What is Moore’s Law, and why is it slowing?

Moore’s Law originated as an observation about transistor density doubling roughly every two years, which historically translated into faster, cheaper computing. In practice, approaching the physical and economic limits of silicon introduces challenges in lithography, variability, cooling, and yield, causing the pace of scaling to slow. The industry now recognizes that performance gains come from architectural innovation, memory improvements, and specialized accelerators as much as from smaller transistors.

What are the main technologies that could sustain performance gains beyond silicon?

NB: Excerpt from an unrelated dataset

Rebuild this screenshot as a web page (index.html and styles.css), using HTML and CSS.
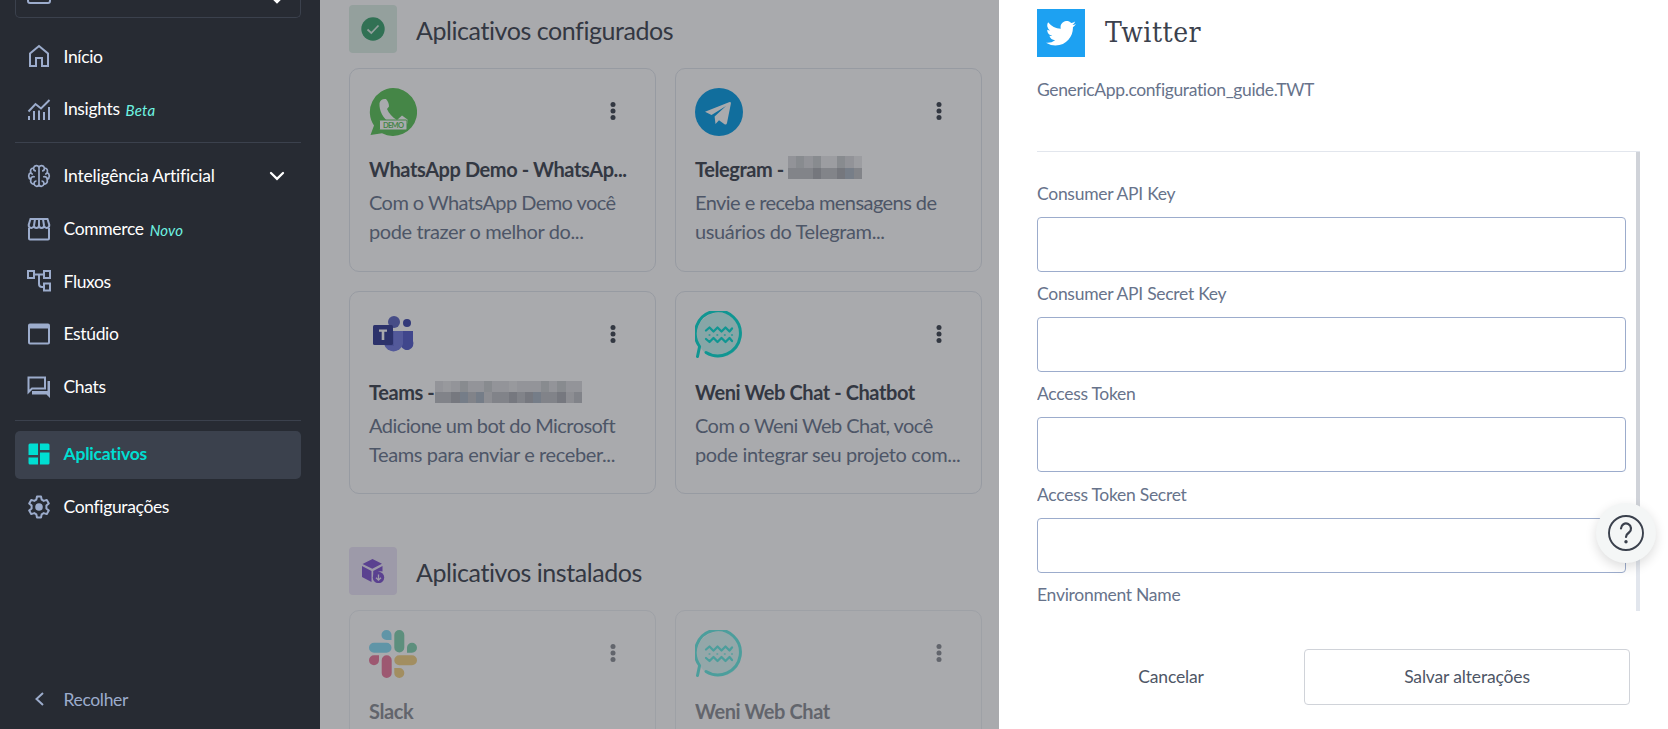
FILE: index.html
```html
<!DOCTYPE html>
<html lang="pt-BR">
<head>
<meta charset="utf-8">
<title>Aplicativos</title>
<link rel="stylesheet" href="styles.css">
</head>
<body>
<svg class="defs" width="0" height="0" aria-hidden="true">
  <symbol id="dots" viewBox="0 0 6 20"><circle cx="3" cy="3.4" r="2.5"/><circle cx="3" cy="10" r="2.5"/><circle cx="3" cy="16.6" r="2.5"/></symbol>
  <symbol id="weni" viewBox="0 0 48 48">
    <circle cx="24" cy="24" r="22.5" fill="#00ded2" fill-opacity=".22"/>
    <g fill="none" stroke="#00ded2" stroke-linecap="round" stroke-linejoin="round">
      <path stroke-width="3" d="M11 41.500A22.500 22.500 0 1 0 4.600 35.500L2.500 45.500"/>
      <path stroke-width="2.300" d="M11 19.500l3.500-3 4 4 4-4 4 4 4-4 4 4 2.500-3M11 28l3.500 3 4-4 4 4 4-4 4 4 4-4 2.500 3"/>
      <path stroke-width="2.200" stroke-opacity=".7" d="M14.500 24h.01M22.300 24h.01M29.800 24h.01M37 24h.01"/>
    </g>
  </symbol>
</svg>
<div class="app">
  <nav class="sidebar">
    <div class="project">
      <svg width="24" height="24" viewBox="0 0 24 24" fill="none" stroke="#9caccc" stroke-width="2"><rect x="1" y="3" width="22" height="20" rx="2"/></svg>
      <svg width="16" height="10" viewBox="0 0 16 10" fill="none" stroke="#fff" stroke-width="2.500" stroke-linecap="round"><path d="M2 2l6 6 6-6"/></svg>
    </div>
    <div class="item"><svg class="ico line" viewBox="0 0 24 24"><path d="M3 22V9.500l9-7.500 9 7.500V22h-6v-8H9v8z"/></svg><span>Início</span></div>
    <div class="item"><svg class="ico line" viewBox="0 0 24 24"><path d="M1.500 14.500l7-7.500 5.500 4.500 8.500-8.500M2 19v4M7 14v9M12 13.500v9.500M17 15v8M22 10v13"/></svg><span>Insights</span><em>Beta</em></div>
    <hr>
    <div class="item"><svg class="ico line thin" viewBox="0 0 24 24"><path d="M12 3.500C11 1 7.500 1 6.500 4 4 4 3 6 3.800 8.500 1 10 1 14 3.800 15.500 3 18.500 5 20.500 7 20c1 3 4.500 3 5 .5zM12 3.500c1-2.500 4.500-2.500 5.500.5 2.500 0 3.500 2 2.700 4.500 2.800 1.500 2.800 5.500 0 7 .8 3-1.200 5-3.200 4.500-1 3-4.500 3-5 .5M6.500 4c0 2 .5 3 2.500 3M3.800 15.500c0-2.500 2-3.500 4-2.500M17.500 4c0 2-.5 3-2.500 3M20.200 15.500c0-2.500-2-3.500-4-2.500M7 20c0-2 1-3 2.500-3M17 20c0-2-1-3-2.500-3M3.800 8.500c.4 1 1 1.600 2 1.800M20.200 8.500c-.4 1-1 1.600-2 1.800"/></svg><span class="wide">Inteligência Artificial</span>
      <svg class="chev" width="16" height="10" viewBox="0 0 16 10" fill="none" stroke="#fff" stroke-width="2.300" stroke-linecap="round"><path d="M2 2l6 5.800L14 2"/></svg></div>
    <div class="item"><svg class="ico line" viewBox="0 0 24 24"><path d="M2 11v10.500q0 1 1 1h18q1 0 1-1V11M3.500 2h17l1.800 6c0 3.800-5.200 3.800-5.200.5 0 3.300-5.100 3.300-5.100 0 0 3.300-5.100 3.300-5.100 0 0 3.300-5.200 3.300-5.200-.5zM8 2l-1 6.500M12 2v6.500M16 2l1 6.500"/></svg><span>Commerce</span><em>Novo</em></div>
    <div class="item"><svg class="ico line" viewBox="0 0 24 24"><path d="M1 2h6v7H1zM17 2h6v7h-6zM17 14.500h6v7h-6zM7 5.500h10M12 5.500V15q0 3 3 3h2"/></svg><span>Fluxos</span></div>
    <div class="item"><svg class="ico line" viewBox="0 0 24 24"><rect x="2" y="2.500" width="20" height="19" rx="1"/><path stroke-width="4" d="M2 4.500h20"/></svg><span>Estúdio</span></div>
    <div class="item"><svg class="ico line" viewBox="0 0 24 24"><path d="M1.500 2.500H18v11H5L1.500 17z"/><path fill="#9caccc" stroke="none" d="M20.500 6H23v17l-3.500-3.500H5V16h15.500z"/></svg><span>Chats</span></div>
    <hr>
    <div class="item active"><svg class="ico" viewBox="0 0 24 24" fill="#00ded2"><path d="M3 1.500h8v11.500H1.500V3Q1.500 1.500 3 1.500zM13 1.500h8q1.500 0 1.500 1.500v5H13zM13 10.500h9.500V21q0 1.500-1.500 1.500h-8zM1.500 15.500H11v7H3q-1.500 0-1.500-1.500z"/></svg><span class="wide">Aplicativos</span></div>
    <div class="item"><svg class="ico line" viewBox="0 0 24 24"><path stroke-linejoin="round" d="M10 1.500h4l.7 3.200 2 1.200 3.100-1 2 3.500-2.400 2.200v2.800l2.400 2.200-2 3.500-3.100-1-2 1.200-.7 3.200h-4l-.7-3.200-2-1.200-3.100 1-2-3.500 2.400-2.200v-2.800L2.200 8.400l2-3.500 3.100 1 2-1.200z"/><circle cx="12" cy="12" r="3.800" fill="#9caccc" stroke="none"/></svg><span>Configurações</span></div>
    <div class="item collapse"><svg class="ico" viewBox="0 0 24 24" fill="none" stroke="#9caccc" stroke-width="2"><path d="M16 6l-6.500 6 6.500 6"/></svg><span>Recolher</span></div>
  </nav>

  <main class="content">
    <header class="section">
      <div class="badge green"><svg width="24" height="24" viewBox="0 0 24 24"><circle cx="12" cy="12" r="11.700" fill="#37a06c"/><path d="M6.500 12.500l3.800 3.500 7.200-7.500" fill="none" stroke="#dceee5" stroke-width="1.700"/></svg></div>
      <h2>Aplicativos configurados</h2>
    </header>
    <div class="grid">
      <article class="card">
        <div class="top"><svg width="48" height="48" viewBox="0 0 48 48"><path fill="#59c356" d="M24 0a24 24 0 1 1-11 45.300L1.500 47l3.500-9.500A24 24 0 0 1 24 0z"/><path fill="#fff" d="M10.500 15c1-3 3-4.500 6.500-4 2 2 3 4.800 3 7.500l-2 2.500c2 4.500 5 8 10 11l5-4.500 5.500 4v4H21C14 30 10 23 10.500 15z"/><rect x="10.500" y="32" width="27.500" height="10" rx="1" fill="#fff" stroke="#59c356"/><text x="14" y="40" font-size="7.500" textLength="21" font-weight="700" fill="#59c356">DEMO</text></svg><svg class="dots"><use href="#dots"/></svg></div>
        <h3>WhatsApp Demo - WhatsAp...</h3>
        <p>Com o WhatsApp Demo você<br>pode trazer o melhor do...</p>
      </article>
      <article class="card">
        <div class="top"><svg width="48" height="48" viewBox="0 0 48 48"><circle cx="24" cy="24" r="24" fill="#039be5"/><path fill="#fff" d="M10 23.800L34 14.200q2.200-.5 1.900 1.300L32 35q-.6 2.200-2.500 1.200l-5.500-4-3.500 3.800-.9-7.500L31 18 16.500 27z"/></svg><svg class="dots"><use href="#dots"/></svg></div>
        <h3>Telegram - <svg class="mask" width="74" height="23" viewBox="0 0 74 23" preserveAspectRatio="none" shape-rendering="crispEdges"><path fill="#d9d9dc" d="M0 0h74v23H0z"/><path fill="#e9e9eb" d="M33 0h16v12H33zM66 0h8v12h-8z"/><path fill="#c8cbce" d="M8 0h8v12H8zM25 0h8v12h-8zM49 0h8v12h-8z"/><path fill="#bfc0c4" d="M0 12h74v11H0z"/><path fill="#a9abb0" d="M25 12h8v11h-8zM49 12h8v11h-8z"/><path fill="#acb6c2" d="M57 12h9v11h-9z"/></svg></h3>
        <p>Envie e receba mensagens de<br>usuários do Telegram...</p>
      </article>
      <article class="card">
        <div class="top"><svg width="48" height="48" viewBox="0 0 48 48"><circle cx="38" cy="12" r="4" fill="#3a44a8"/><path fill="#5059c9" d="M32 20h12v10a6 6 0 0 1-12 5z"/><circle cx="25" cy="11" r="6" fill="#5c64c0"/><path fill="#7079e0" d="M15 20h19v13a9.800 9.800 0 0 1-19 0z"/><path fill="#5a62cc" d="M24 20h1v15h-9V20z" opacity=".6"/><rect x="4" y="14" width="20" height="20" rx="1.500" fill="#303891"/><path fill="#fff" d="M10 18.500h8v2.200h-2.700V29h-2.600v-8.300H10z"/></svg><svg class="dots"><use href="#dots"/></svg></div>
        <h3>Teams -<svg class="mask tight" width="147" height="22" viewBox="0 0 147 22" preserveAspectRatio="none" shape-rendering="crispEdges"><path fill="#dadbde" d="M0 0h147v22H0z"/><path fill="#c9cbce" d="M25 0h8v11h-8zM49 0h8v11h-8zM106 0h8v11h-8zM122 0h9v11h-9z"/><path fill="#e3e3e4" d="M8 0h8v11H8zM74 0h8v11h-8z"/><path fill="#bcbfc4" d="M0 11h147v11H0z"/><path fill="#abacb2" d="M16 11h9v11h-9zM74 11h8v11h-8zM90 11h8v11h-8zM122 11h9v11h-9z"/><path fill="#a9b5c1" d="M25 11h8v11h-8zM41 11h8v11h-8zM98 11h8v11h-8z"/><path fill="#d0d1d4" d="M49 11h8v11h-8zM131 11h8v11h-8z"/></svg></h3>
        <p>Adicione um bot do Microsoft<br>Teams para enviar e receber...</p>
      </article>
      <article class="card">
        <div class="top"><svg width="48" height="48"><use href="#weni"/></svg><svg class="dots"><use href="#dots"/></svg></div>
        <h3>Weni Web Chat - Chatbot</h3>
        <p>Com o Weni Web Chat, você<br>pode integrar seu projeto com...</p>
      </article>
    </div>
    <header class="section second">
      <div class="badge purple"><svg width="24" height="24" viewBox="0 0 24 24"><path fill="#7c51cf" d="M11.500 0L21 4.800l-9.700 5L1.500 5zM1 7l9.500 5v11L1 18zM21.500 7v5.500a7 7 0 0 0-8.500 7.500l-.8-.5V12z"/><circle cx="17.500" cy="18.500" r="5.700" fill="#7c51cf"/><path fill="none" stroke="#ece4f8" stroke-width="1.300" d="M17.500 15.500V21M15 18.800l2.500 2.400 2.500-2.400"/></svg></div>
      <h2>Aplicativos instalados</h2>
    </header>
    <div class="grid faded">
      <article class="card">
        <div class="top"><svg width="48" height="48" viewBox="0 0 48 48"><path fill="#36c5f0" d="M17.500 0a5 5 0 0 1 5 5v5h-5a5 5 0 0 1 0-10zM5 12.700h12.500a5 5 0 0 1 0 10H5a5 5 0 0 1 0-10z"/><path fill="#2eb67d" d="M25.300 5a5 5 0 0 1 10 0v12.500a5 5 0 0 1-10 0zM38 17.700a5 5 0 1 1 5 5h-5z"/><path fill="#ecb22e" d="M30.300 25.300H43a5 5 0 0 1 0 10H30.300a5 5 0 0 1 0-10zM25.300 38h5a5 5 0 1 1-5 5z"/><path fill="#e01e5a" d="M0 30.300a5 5 0 0 1 5-5h5v5a5 5 0 0 1-10 0zM12.700 30.300a5 5 0 0 1 10 0V43a5 5 0 0 1-10 0z"/></svg><svg class="dots"><use href="#dots"/></svg></div>
        <h3>Slack</h3>
      </article>
      <article class="card">
        <div class="top"><svg width="48" height="48"><use href="#weni"/></svg><svg class="dots"><use href="#dots"/></svg></div>
        <h3>Weni Web Chat</h3>
      </article>
    </div>
    <div class="overlay"></div>
  </main>

  <aside class="drawer">
    <header class="drawer-head">
      <div class="tw"><svg width="30" height="25" viewBox="0 0 24 20" fill="#fff"><path d="M24 2.370a9.600 9.600 0 0 1-2.830.78A4.940 4.940 0 0 0 23.340.420a9.900 9.900 0 0 1-3.130 1.200 4.920 4.920 0 0 0-8.390 4.490A13.980 13.980 0 0 1 1.670.960a4.930 4.930 0 0 0 1.520 6.570 4.900 4.900 0 0 1-2.230-.61v.06a4.930 4.930 0 0 0 3.950 4.830 4.900 4.900 0 0 1-2.220.08 4.930 4.930 0 0 0 4.600 3.420A9.870 9.870 0 0 1 0 17.350a13.940 13.940 0 0 0 7.550 2.210c9.050 0 14-7.500 14-14l-.02-.64A10 10 0 0 0 24 2.370z"/></svg></div>
      <h1>Twitter</h1>
    </header>
    <p class="guide">GenericApp.configuration_guide.TWT</p>
    <div class="scroll">
      <form class="fields">
        <label>Consumer API Key</label><input>
        <label>Consumer API Secret Key</label><input>
        <label>Access Token</label><input>
        <label>Access Token Secret</label><input>
        <label>Environment Name</label>
      </form>
      <div class="track"><div class="thumb"></div></div>
    </div>
    <footer class="actions"><button class="plain">Cancelar</button><button class="outlined">Salvar alterações</button></footer>
  </aside>
  <div class="help"><svg width="36" height="36" viewBox="0 0 36 36" fill="none" stroke="#3b414d" stroke-width="1.900" stroke-linecap="round"><circle cx="18" cy="18" r="17"/><path stroke-width="2.200" d="M13 13.500a5 5 0 1 1 8 4c-1.800 1.300-3 2.200-3 4.500"/><circle cx="18" cy="26.800" r="1.700" fill="#3b414d" stroke="none"/></svg></div>
</div>
</body>
</html>
```
FILE: styles.css
```css
* { box-sizing: border-box; }
body { margin: 0; font-family: Lato, sans-serif; font-size: 17.5px; overflow: hidden; }
h1, h2, h3, p { margin: 0; font-weight: 400; }
svg { display: block; flex: none; }
.defs { position: absolute; }
.app { display: flex; height: 729px; position: relative; overflow: hidden; }

.sidebar { width: 320px; background: #272b33; padding: 0 19px 5px 15px; display: flex; flex-direction: column; color: #fff; }
.project { height: 18px; flex: none; border: 1px solid #3b414d; border-top: 0; border-radius: 0 0 5px 5px; display: flex; justify-content: space-between; align-items: flex-end; padding: 0 15px 13px 11px; margin-bottom: 15px; overflow: hidden; }
.item { height: 48px; flex: none; display: flex; align-items: center; padding: 0 16px 2px 12px; margin-bottom: 4.700px; border-radius: 5px; letter-spacing: -.35px; }
.ico { width: 24px; height: 24px; margin-right: 12.500px; }
.line { fill: none; stroke: #9caccc; stroke-width: 2; }
.thin { stroke-width: 1.700; }
.wide { letter-spacing: -.2px; }
.item em { margin: 2px 0 0 6px; font-size: 15px; color: #6ff5e3; letter-spacing: .2px; }
.chev { margin-left: auto; }
hr { width: 100%; height: 1px; flex: none; border: 0; background: #3b414d; margin: 4px 0 9.500px; }
.active { background: #3b414d; color: #00ded2; font-weight: 700; }
.collapse { margin: auto 0 0; color: #9caccc; }

.content { width: 679px; position: relative; background: #fff; padding: 5px 17px 0 29px; overflow: hidden; color: #3b414d; }
.overlay { position: absolute; inset: 0; background: rgba(39, 43, 51, .4); }
.section { display: flex; align-items: center; gap: 19px; height: 48px; margin-bottom: 15px; }
.second { margin-top: 53px; }
.badge { width: 48px; height: 48px; border-radius: 4px; display: grid; place-items: center; }
.green { background: #dceee5; }
.purple { background: #ece4f8; }
h2 { font-size: 25px; line-height: 32px; padding-top: 1px; letter-spacing: -.43px; }
.grid { display: grid; grid-template-columns: 307px 307px; grid-template-rows: 204px 203px; gap: 19px; }
.card { border: 1px solid #e2e6ed; border-radius: 10px; padding: 19px; }
.top { display: flex; justify-content: space-between; align-items: center; padding-right: 20px; }
.dots { width: 6px; height: 20px; fill: #3b414d; margin-bottom: 2px; }
h3 { display: flex; font-size: 20px; font-weight: 700; line-height: 28px; margin-top: 19px; white-space: pre; letter-spacing: -.42px; }
.mask { margin-top: 1px; }
.tight { margin: 3px 0 0 1px; }
.card p { font-size: 20px; line-height: 28.500px; color: #67738b; margin-top: 5px; white-space: nowrap; letter-spacing: -.38px; }
.card p::first-line { letter-spacing: -.56px; }
.faded > .card { border-color: #edf0f4; }
.faded > .card > * { opacity: .6; }

.drawer { width: 669px; background: #fff; padding: 9px 28px 0 38px; }
.drawer-head { display: flex; align-items: center; gap: 20px; }
.tw { width: 48px; height: 48px; background: #1da1f2; display: grid; place-items: center; }
h1 { font-family: "DejaVu Serif Condensed", "DejaVu Serif", serif; font-size: 28px; line-height: 40px; color: #3b414d; letter-spacing: .5px; }
.guide { margin-top: 20px; line-height: 26px; color: #67738b; letter-spacing: -.36px; }
.scroll { margin-top: 48px; height: 460px; display: flex; border-top: 1px solid #e2e6ed; width: 603px; }
.fields { width: 599px; padding: 29px 10px 0 0; overflow: hidden; }
.fields label { display: block; height: 26px; line-height: 26px; color: #67738b; letter-spacing: -.28px; }
.fields input { display: block; width: 589px; height: 55px; margin: 10px 0 9.200px; border: 1px solid #9caccc; border-radius: 4px; background: #fff; }
.track { width: 4px; background: #e2e6ed; }
.thumb { height: 382px; background: #d0d3d9; }
.actions { display: flex; margin-top: 38px; padding: 0 0 0 1px; }
.actions button { height: 56px; font: inherit; color: #4e5666; background: none; letter-spacing: -.16px; padding: 0 0 2px; }
.plain { width: 266px; border: 0; }
.outlined { width: 326px; border: 1px solid #d0d3d9; border-radius: 4px; }
.help { position: absolute; left: 1596px; top: 503px; width: 60px; height: 60px; border-radius: 50%; background: #f4f6f6; box-shadow: 0 4px 12px rgba(0, 0, 0, .14); display: grid; place-items: center; }
```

Beyond silicon, wide-bandgap materials (for power efficiency), 2D materials and heterostructures (for high-mobility channels and novel interfaces), and three-dimensional stacking (to reduce data movement) are key pillars. Quantum computing represents a complementary paradigm that could accelerate certain workloads when integrated with classical systems. Each path offers opportunities and challenges related to manufacturing, reliability, and software ecosystem maturity.

How will industry adoption of new materials affect costs and supply chains?

Adoption will occur in stages, with pilot programs, standards development, and gradual scale-up. New materials and packaging techniques require new processes, supply chain coordination, and validation across environments. While this introduces near-term complexity and cost, it can yield long-term benefits in performance and energy efficiency if the ecosystem stabilizes around common interfaces and reliability benchmarks.

What is the role of quantum computing today vs. the future?

Today, quantum devices are primarily experimental and serve as testbeds for algorithms and control techniques. In the near term, hybrid quantum-classical workflows can demonstrate niche advantages and guide hardware/product roadmaps. Over the longer horizon, fault-tolerant quantum systems could address specific, hard computational problems, provided there is a mature software stack and affordable, scalable hardware.